Saturday Evening Movie Thread - 4/30/2022 [TheJamesMadison]

Jean-Pierre Melville


Stanley Kubrick saw two crime films and decided to never try and make another one in the genre again because, he said, they were the two best crime films one could make. The second best was Jacques Becker's Touchez pas au Grisbi. The first best was Bob le Flambeur by Jean-Pierre Melville.

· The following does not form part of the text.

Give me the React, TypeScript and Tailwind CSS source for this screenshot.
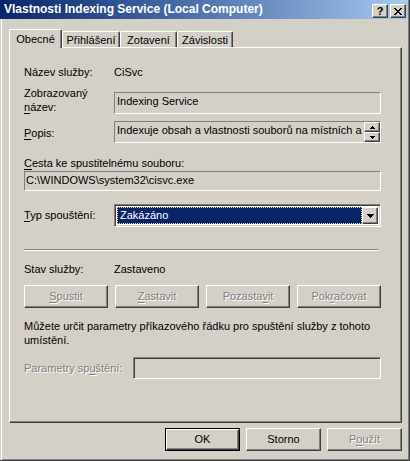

I last wrote about a foreign filmmaker who was one of the most influential filmmakers you've probably heard of. Now, I'm going to write about one of the most influential filmmakers you've probably never heard of. That would be the Frenchman Jean-Pierre Melville. His real last name was Grumbach, the son of Alsatian Jews, but he took the nom-de-guerre Melville while he was in the Resistance in World War II. He kept the name after the war and tried to enter the French film industry formally. He could not get a job as an assistant director, so he raised his own meager funds to film an unauthorized adaptation of the Resistance novel Le Silence de la Mer by Jean Bruller.

His influence stems from that first film and his tenth film, Le Samourai. Those two films had remarkable impacts on the French film industry and an entire generation of filmmakers growing up in the seventies respectively.

And yet, his most famous movie (probably Le Samourai) has no real cultural impact itself. If you know the film, you can see the ripples of its impact on the cinematic culture, but the actual impact on the water is hidden. It's simply not a well-known film in general. And yet, it's still one of those films that you can point to as the origin for a lot of what came afterwards in the 70s, 80s, and even 90s. Directors like John Woo, Quentin Tarantino, and David Fincher are obviously heavily influenced by Melville in general and Le Samourai in particular.

Who was this guy?


The French New Wave


Melville loved the movies as a child, but he entered military service a couple of years before Hitler's invasion into French territory. He remained in the military until he left to join the Resistance in its earliest years, fleeing to England when life became too dangerous for him personally. He fought, he knew people who died, and France came out bruised but victorious with the help of the English and the Americans.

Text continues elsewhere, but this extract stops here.